The Saturday DR drill — burning the cluster down on purpose

TL;DR

Three weeks after accidentally wiping GitLab with a misdirected blkdiscard and rebuilding from S3, I scheduled a deliberate drill: wipe GitLab, Vault, Harbor’s proxy cache, Authentik’s database, and one Longhorn volume on a Saturday morning, then rebuild everything from Terraform + S3 with a stopwatch running. Total drill time: 4 hours 22 minutes, end to end. About 90 minutes of that was actual rebuild work; the rest was discovering pieces of state I’d accidentally left out of the IaC.

Why a deliberate drill

The accidental rebuild worked. I had backups, the GitLab Helm chart’s restore path is well-documented, and the cluster came back. But “it worked the one time I had to” is not the same as “it works”. Two specific worries:

The accidental rebuild touched one service. The blast radius of a real disaster — failed Longhorn node, ransomware, hardware fire — could touch every stateful service at once. Rebuilding one thing while the rest hold steady is different from rebuilding from a cold cluster.
The rebuild leaned on muscle memory that’s already fading. I want a documented runbook, validated, with a clock against it.

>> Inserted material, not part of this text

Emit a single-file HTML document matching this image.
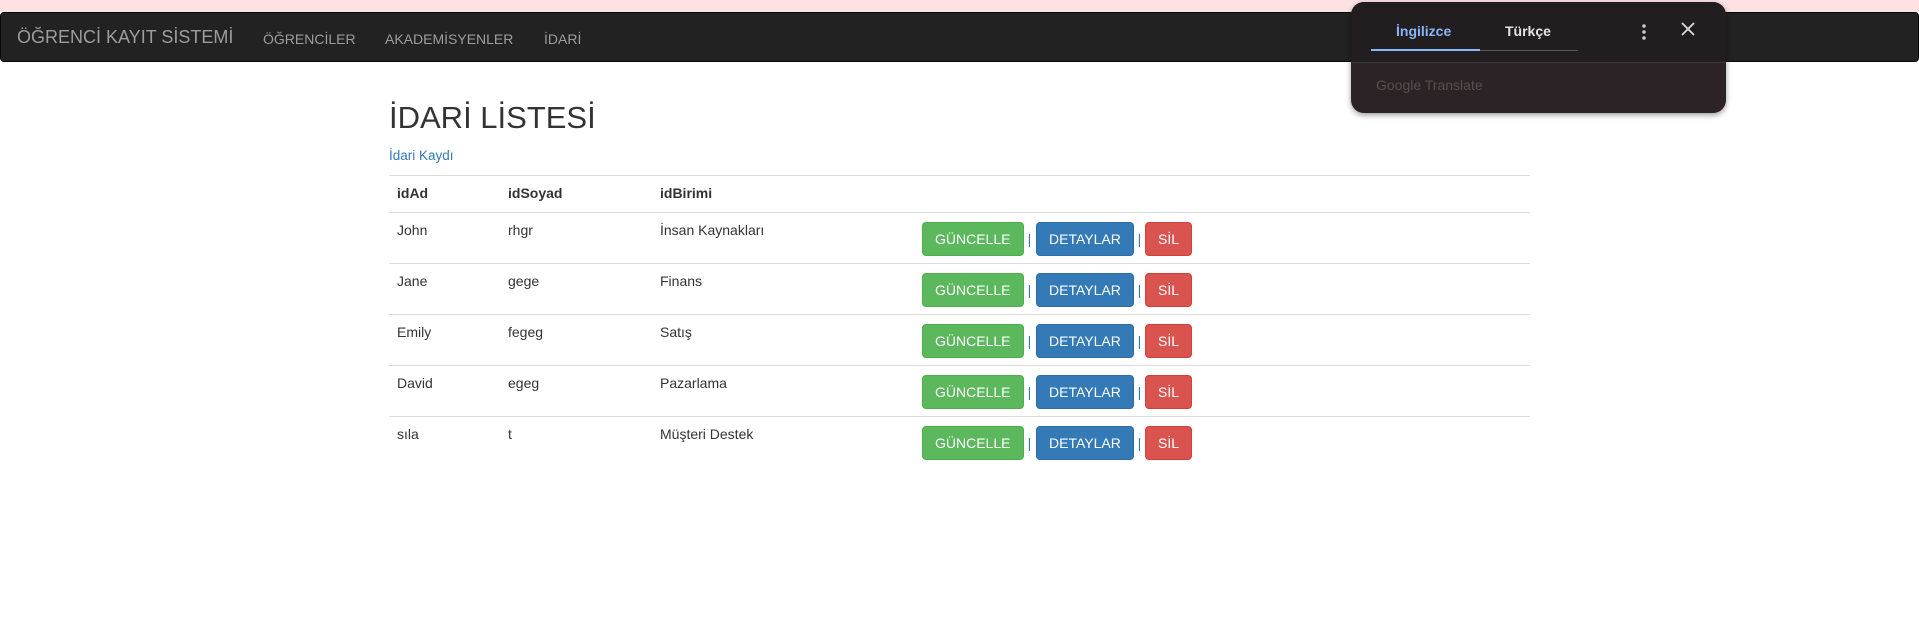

A scheduled drill fixes both. It also makes me confront the things I’ve quietly been hoping I won’t have to rebuild — the Vault recovery keys in Bitwarden, the Authentik admin password, the Harbor robot-account list. Knowing where they are isn’t the same as rebuilding from them.

The plan

Scope

Five things would be deliberately destroyed:

GitLab — Helm release plus all Longhorn PVCs.
Vault HA — Helm release plus all three Raft PVCs. Auto-unseal via KMS would prove itself on the way back up.
Harbor’s proxy-cache project layers — not the whole Harbor, just the cached blobs. Tests whether re-pulling from upstream actually works.
Authentik’s Postgres volume — the IdP that everything else SSOs against. The recovery order matters.
One application Longhorn volume — monitoring-prometheus-tsdb-0. Tests restore from snapshot, not just from backup.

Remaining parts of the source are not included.